Pamela watches ETV (PBS) and stims verbally about Nancy who sews, Priscilla who does yoga, and Julia who cooks. Last night, Pamela took it a step further. After we finished reading our last book for the day, she turned to me and said, "Meatballs." The passage described five men sailing in a storm near the Hebrides in a leather boat; meatballs were not on the menu. So, I repeated with a surprised tone, "Meatballs?"
She explained, "Meatballs for dinner, just like Julia!"
I asked, "Did Julia make some meatballs?"
"Yes!"
Mimicking the voice of Julia Child I told her that I would have to find a gluten-free/casein-free recipe on the Internet. Pamela thought I was quite silly and laughed.
Pamela's sensory issues with cooking have improved. Last week, she actually rolled balls out of cookie dough. She let me mix the meat with other ingredients by hand, but she rolled meatballs with her hands. She does make faces but tolerates it because Julia does it.
The meatballs were delicious. With face-to-face engagement, I told Pamela how much I enjoyed the yummy meatballs. No, Queen Mum, I did not take pictures nor keep track of the ingredients.
I wonder what is for dinner tomorrow night? Meatloaf? Stuffed peppers? More meatballs?
Chapter 2
Today, we baked bread from a mix in the bread machine and survived a culinary crisis. After an hour, Pamela and I checked on the bread, and the machine had not mixed the dough! DOH! The RDI techniques of face-to-face interactions and spotlighting flew out of my head, but I did redeem myself by thinking out loud. Pamela watched me frantically unplug the machine, push the pan into the machine securely, mix the wet and dry ingredients together, and restart the machine. We stood there and watched the machine in action to make sure it mixed.
The bread turned out delicious and, after I sliced off two pieces and put them on a plate, I spotlighted the moment by sniffing the bread and enjoying the scent. She imitated me and said, "Good!"
Then, Pamela smiled and looked at me, "Butter!" (Some butter-like spreads are casein-free.)
I smiled back and said warmly, "Butter? That sounds delicious! What a great idea!"
Then, she added, "Just like Laura!"
So, I spotlighted her recall of Little House in the Big Woods, "I remember when Laura and Ma made butter and baked bread! That is one of my favorite books!" Pamela adores all of the Little House books as do I.
Chapter 3
Pamela started a new book today: Miracles on Maple Hill. I try to ease her into books by spotlighting connections to her life. The heroine of the book is from Pittsburgh, Pennsylvania (about an hour north of where we lived a few moves ago).
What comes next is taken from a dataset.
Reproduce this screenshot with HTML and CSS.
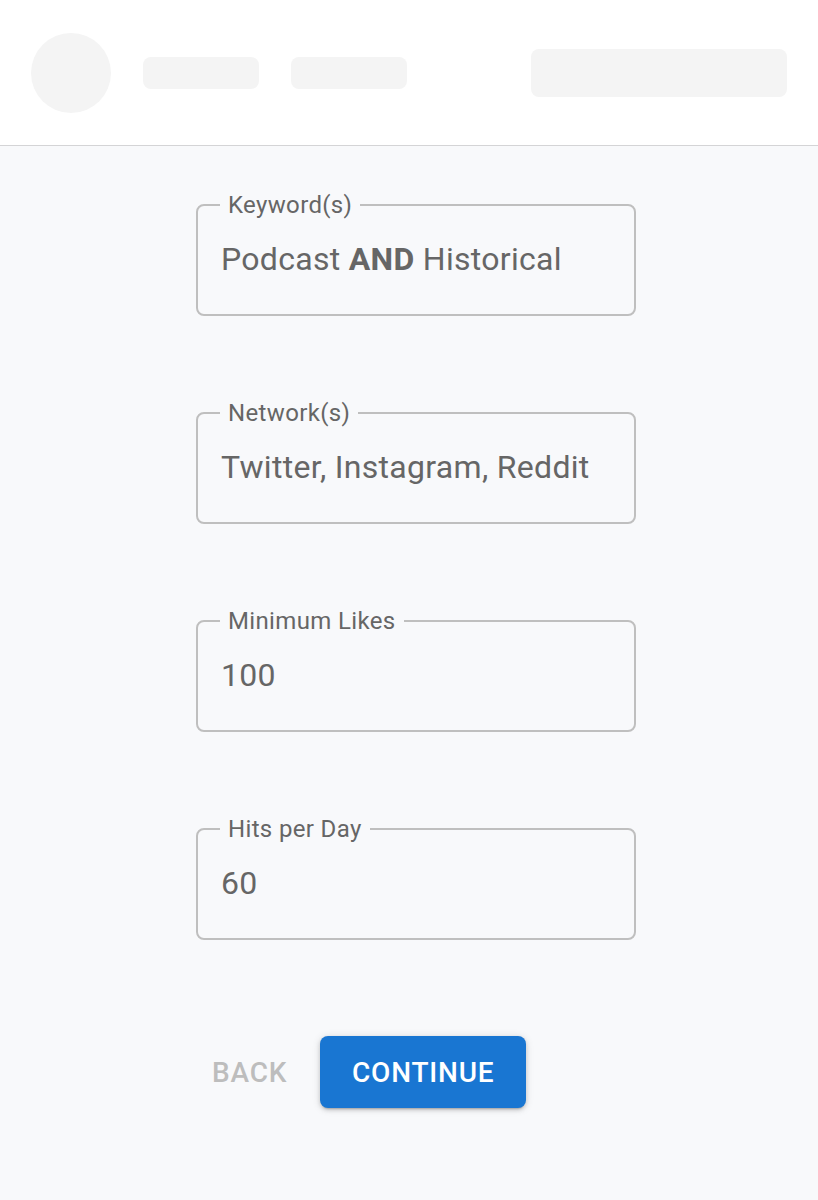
FILE: index.html
```html
<!DOCTYPE html>
<html lang="en">
<head>
<meta charset="utf-8">
<title>Search settings</title>
<link rel="stylesheet" href="styles.css">
</head>
<body>
<header class="topbar">
  <div class="avatar"></div>
  <div class="pill"></div>
  <div class="pill pill-2"></div>
  <div class="search-skel"></div>
</header>
<main class="form">
  <fieldset class="field">
    <legend>Keyword(s)</legend>
    <div class="value">Podcast <b>AND</b> Historical</div>
  </fieldset>
  <fieldset class="field">
    <legend>Network(s)</legend>
    <div class="value">Twitter, Instagram, Reddit</div>
  </fieldset>
  <fieldset class="field">
    <legend>Minimum Likes</legend>
    <div class="value">100</div>
  </fieldset>
  <fieldset class="field">
    <legend>Hits per Day</legend>
    <div class="value">60</div>
  </fieldset>
  <div class="actions">
    <button class="btn btn-back" disabled>Back</button>
    <button class="btn btn-primary">Continue</button>
  </div>
</main>
</body>
</html>
```

FILE: styles.css
```css
* { box-sizing: border-box; }
html, body { margin: 0; padding: 0; }
body {
  background: #f8f9fb;
  font-family: Roboto, "Liberation Sans", Arial, sans-serif;
  color: #666666;
  min-height: 1200px;
}
.topbar {
  height: 146px;
  background: #ffffff;
  border-bottom: 1px solid #d4d4d6;
  display: flex;
  align-items: center;
  padding: 0 31px;
}
.avatar {
  width: 80px;
  height: 80px;
  border-radius: 50%;
  background: #f4f4f4;
  margin-right: 32px;
}
.pill {
  width: 116px;
  height: 32px;
  border-radius: 8px;
  background: #f4f4f4;
  margin-right: 32px;
}
.pill-2 { margin-right: 0; }
.search-skel {
  margin-left: auto;
  width: 256px;
  height: 48px;
  border-radius: 8px;
  background: #f4f4f4;
}
.form {
  display: flex;
  flex-direction: column;
  align-items: flex-start;
  padding: 47px 0 0 196px;
  gap: 85px;
}
.field {
  width: 440px;
  margin: 0;
  padding: 0 23px 36px;
  border: 2px solid #bfbfbf;
  border-radius: 8px;
  min-inline-size: 0;
}
.field legend {
  font-size: 24px;
  line-height: 24px;
  padding: 0 8px;
  margin-left: -1px;
  color: #666666;
  letter-spacing: 0.35px;
}
.value {
  margin-top: 23px;
  font-size: 32px;
  line-height: 38px;
  color: #666666;
  letter-spacing: 0.3px;
}
.value b { font-weight: 700; }
.actions {
  display: flex;
  align-items: center;
  gap: 17px;
  margin-top: 11px;
}
.btn {
  font-family: Roboto, "Liberation Sans", Arial, sans-serif;
  font-size: 28px;
  font-weight: 500;
  letter-spacing: 0.8px;
  text-transform: uppercase;
  border: none;
  background: none;
  height: 72px;
  border-radius: 8px;
}
.btn-back {
  color: #bdbdbd;
  padding: 0 16px;
}
.btn-primary {
  background: #1976d2;
  color: #ffffff;
  width: 206px;
  padding: 0;
  box-shadow: 0 3px 2px -2px rgba(0,0,0,0.2), 0 2px 4px 0 rgba(0,0,0,0.14), 0 1px 8px 0 rgba(0,0,0,0.12);
}
```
Pamela loves guessing games, so I smiled mysteriously and showed her the cover of the book, "Guess where the girl lives! I'll give you a clue: you lived in this state." Because of the snow on the cover illustration, she guessed it on the third try.
To her delight, the first page held another connection. Marly, the little girl, is basically asking her mother to repeat her favorite stim phrase. No, she's not autistic, but the girl's request sounded eerily familiar. Anyone living in autism land will find the author's explanation familiar: "She could tell that Mother was afraid Daddy would object to hearing the same thing over and over."
A few months ago, Pamela stimmed by asking, "What is nagging?" with the answer "saying the same thing over and over." So, after I reread the passage aloud, a big smile crept over her face. She smiled when the author talked about the Pittsburgh symphony, hills, snow, and farmhouses, which are all familiar to her. I love it when Pamela takes to a book in the first chapter.
Page four had a wonderful passage that I think describes how emotions play a role in how children encode memory.
The truth was that when Mother said those certain words all the good feelings came back. Grandma's whole house and yard and her whole Maple Hill were in those words, just the way Mother had described them ever since Marly could remember. Grandma was in them, too, with the way Mother said her voice was, like a bird's voice if it pretended to be cross but really wasn't. Mother was in them, too, but in a special way. Not the way she was now, but the way she had been when she was Marly's age. Every summer she had come to visit her Grandma at Maple Hill, right here in Pennsylvania's corner.
How so many things could be in a few words was something else Marly didn't know. But it was the same way the whole feel of school can be in the sound of a bill ringing. Or the way the whole feeling of spring can be in one robin on a fence post.